[U-Boot] [PATCH V3 1/3] drivers: block: add block device cache

Wed Mar 30 17:21:27 CEST 2016

On 03/30/2016 09:19 AM, Tom Rini wrote:
> On Wed, Mar 30, 2016 at 08:36:21AM -0600, Stephen Warren wrote:
>> On 03/28/2016 11:05 AM, Eric Nelson wrote:
>>> Add a block device cache to speed up repeated reads of block devices by
>>> various filesystems.
>>>
>>> This small amount of cache can dramatically speed up filesystem
>>> operations by skipping repeated reads of common areas of a block
>>> device (typically directory structures).
>>>
>>> This has shown to have some benefit on FAT filesystem operations of
>>> loading a kernel and RAM disk, but more dramatic benefits on ext4
>>> filesystems when the kernel and/or RAM disk are spread across
>>> multiple extent header structures as described in commit fc0fc50.
>>>
>>> The cache is implemented through a minimal list (block_cache) maintained
>>> in most-recently-used order and count of the current number of entries
>>> (cache_count).
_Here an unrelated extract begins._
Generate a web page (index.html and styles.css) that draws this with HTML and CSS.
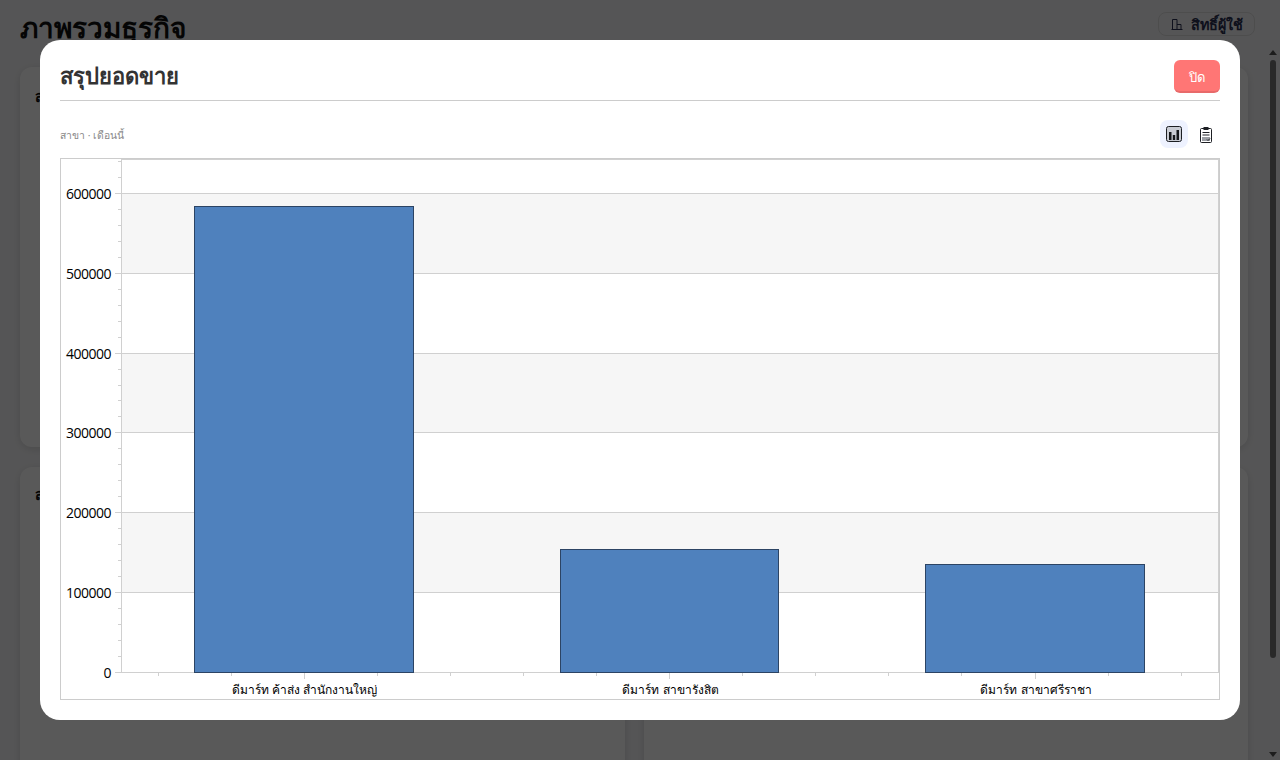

It uses a maximum block count setting to prevent copies
>>> of large block reads and an upper bound on the number of cached areas.
>>>
>>> The maximum number of entries in the cache defaults to 32 and the maximum
>>> number of blocks per cache entry has a default of 2, which has shown to
>>> produce the best results on testing of ext4 and FAT filesystems.
>>>
>>> The 'blkcache' command (enabled through CONFIG_CMD_BLOCK_CACHE) allows
>>> changing these values and can be used to tune for a particular filesystem
>>> layout.
> [snip]
>>> diff --git a/disk/part.c b/disk/part.c
>>
>>> @@ -268,6 +268,8 @@ void part_init(struct blk_desc *dev_desc)
>>>   	const int n_ents = ll_entry_count(struct part_driver, part_driver);
>>>   	struct part_driver *entry;
>>>
>>> +	blkcache_invalidate(dev_desc->if_type, dev_desc->devnum);
>>
>> Doesn't this invalidate the cache far too often? I expect that
>> function is called for command the user executes from the
>> command-line, whereas it'd be nice if the cache persisted across
>> commands. I suppose this is a reasonable (and very safe) first
>> implementation though, and saves having to go through each storage
>> provider type and find out the right place to detect media changes.
>
> My initial reaction here is that we should stay conservative and
> invalidate the cache more often rather than too infrequent.  I mean,
> what's the worst case here, an extra read? A few extra reads?  We want
> to make sure we keep the complexity to functionality ratio right here,
> if we make the recovery/flashing/factory cases a whole lot better but
> are leaving 1 second of wall clock time on the table when we've just
> gained a minute, we're OK.
>
>>> diff --git a/drivers/block/blkcache.c b/drivers/block/blkcache.c
>>
>>> +struct block_cache_node {
>>> +	struct list_head lh;
>>> +	int iftype;
>>> +	int devnum;
>>> +	lbaint_t start;
>>> +	lbaint_t blkcnt;
>>> +	unsigned long blksz;
>>> +	char *cache;
>>> +};
>>> +
>>> +static LIST_HEAD(block_cache);
>>> +
>>> +static struct block_cache_stats _stats = {
>>> +	.max_blocks_per_entry = 2,
>>> +	.max_entries = 32
>>> +};
>>
>> Now is a good time to mention another reason why I don't like using
>> a dynamically allocated linked list for this: Memory fragmentation.
>> By dynamically allocating the cache, we could easily run into a
>> situation where the user runs a command that allocates memory and
>> also adds to the block cache, then most of that memory gets freed
>> when U-Boot returns to the command prompt, then the user runs the
>> command again but it fails since it can't allocate the memory due to
>> fragmentation of the heap. This is a real problem I've seen e.g.
>> with the "ums" and "dfu" commands, since they might initialize the
>> USB controller the first time they're run, which allocates some new
>> memory. Statically allocation would avoid this.
>
> That is a good point.  But how would you hit this?  The problem in
> ums/dfu was that it was several megabytes, yes?  My quick read over the
> code right now has me thinking this is something measured in kilobytes.

The allocation that failed was a large multi-megabyte buffer. However, 
the allocations that caused the fragmentation/failure were small 
(probably tens/hundreds of bytes, but I didn't check).